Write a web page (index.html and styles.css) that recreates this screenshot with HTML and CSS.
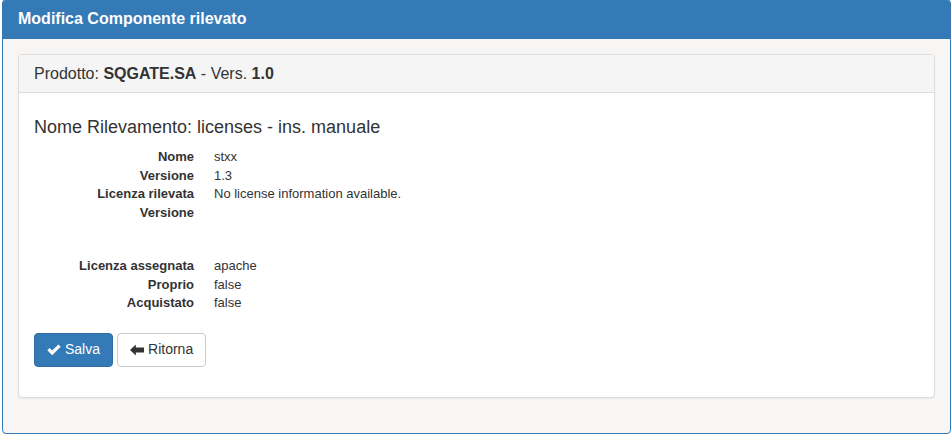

* * *

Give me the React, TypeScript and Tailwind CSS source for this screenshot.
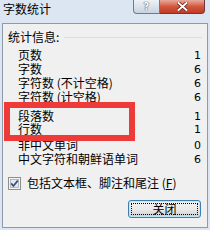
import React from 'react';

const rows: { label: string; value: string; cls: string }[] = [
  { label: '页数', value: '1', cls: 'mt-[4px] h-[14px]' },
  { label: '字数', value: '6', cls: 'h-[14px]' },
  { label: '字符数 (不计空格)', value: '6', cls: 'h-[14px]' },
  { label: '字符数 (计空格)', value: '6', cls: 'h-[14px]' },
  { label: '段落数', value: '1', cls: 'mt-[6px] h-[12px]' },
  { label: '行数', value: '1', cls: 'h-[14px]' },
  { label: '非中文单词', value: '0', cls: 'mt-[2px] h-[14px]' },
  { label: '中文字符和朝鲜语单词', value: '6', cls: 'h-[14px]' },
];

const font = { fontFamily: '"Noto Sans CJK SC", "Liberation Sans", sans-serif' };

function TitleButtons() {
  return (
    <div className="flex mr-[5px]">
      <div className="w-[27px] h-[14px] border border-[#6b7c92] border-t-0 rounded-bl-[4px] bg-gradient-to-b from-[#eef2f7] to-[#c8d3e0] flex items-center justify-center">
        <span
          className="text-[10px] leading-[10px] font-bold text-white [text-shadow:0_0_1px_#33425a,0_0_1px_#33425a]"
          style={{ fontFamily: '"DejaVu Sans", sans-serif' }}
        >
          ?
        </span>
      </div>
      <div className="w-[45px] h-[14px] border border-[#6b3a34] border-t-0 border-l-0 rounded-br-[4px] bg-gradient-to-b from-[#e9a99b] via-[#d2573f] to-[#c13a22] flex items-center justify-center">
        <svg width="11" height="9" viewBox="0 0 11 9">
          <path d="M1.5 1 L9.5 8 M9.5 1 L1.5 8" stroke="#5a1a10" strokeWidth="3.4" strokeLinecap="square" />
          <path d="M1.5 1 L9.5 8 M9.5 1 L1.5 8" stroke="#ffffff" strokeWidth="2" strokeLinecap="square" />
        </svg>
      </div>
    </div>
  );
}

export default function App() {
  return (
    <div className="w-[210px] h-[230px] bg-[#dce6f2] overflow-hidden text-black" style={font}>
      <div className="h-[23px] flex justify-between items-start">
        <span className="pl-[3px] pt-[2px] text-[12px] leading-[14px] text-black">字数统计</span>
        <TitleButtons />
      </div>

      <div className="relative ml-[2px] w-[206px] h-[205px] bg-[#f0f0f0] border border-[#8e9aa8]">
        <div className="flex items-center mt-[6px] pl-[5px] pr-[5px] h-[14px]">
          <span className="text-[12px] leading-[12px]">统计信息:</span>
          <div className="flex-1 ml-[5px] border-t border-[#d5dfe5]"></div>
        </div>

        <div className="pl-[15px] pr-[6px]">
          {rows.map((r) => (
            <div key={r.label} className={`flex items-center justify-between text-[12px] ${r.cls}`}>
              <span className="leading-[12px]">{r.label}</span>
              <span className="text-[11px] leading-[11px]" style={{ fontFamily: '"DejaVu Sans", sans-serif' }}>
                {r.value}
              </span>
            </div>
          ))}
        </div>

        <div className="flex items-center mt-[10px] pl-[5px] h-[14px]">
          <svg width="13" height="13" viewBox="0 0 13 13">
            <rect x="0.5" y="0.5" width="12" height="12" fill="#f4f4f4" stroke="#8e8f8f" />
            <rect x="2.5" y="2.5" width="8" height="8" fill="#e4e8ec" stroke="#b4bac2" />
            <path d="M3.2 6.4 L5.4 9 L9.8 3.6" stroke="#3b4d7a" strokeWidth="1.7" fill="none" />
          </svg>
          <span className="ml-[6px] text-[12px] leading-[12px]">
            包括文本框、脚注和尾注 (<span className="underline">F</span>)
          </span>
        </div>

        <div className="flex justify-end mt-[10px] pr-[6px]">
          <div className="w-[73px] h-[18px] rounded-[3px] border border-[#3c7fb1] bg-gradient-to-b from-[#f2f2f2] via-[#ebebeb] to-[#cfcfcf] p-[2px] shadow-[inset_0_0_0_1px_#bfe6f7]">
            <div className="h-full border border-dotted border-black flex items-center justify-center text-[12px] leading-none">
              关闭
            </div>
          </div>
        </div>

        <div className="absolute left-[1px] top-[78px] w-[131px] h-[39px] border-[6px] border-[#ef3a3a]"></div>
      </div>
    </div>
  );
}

* * *

Request. Quote the data above exactly from the line with "Give me the" to the line with "import React from 'react';", both ends counted, and nothing else. Pictures don't go in.

Response to the exercise.
Give me the React, TypeScript and Tailwind CSS source for this screenshot.
import React from 'react';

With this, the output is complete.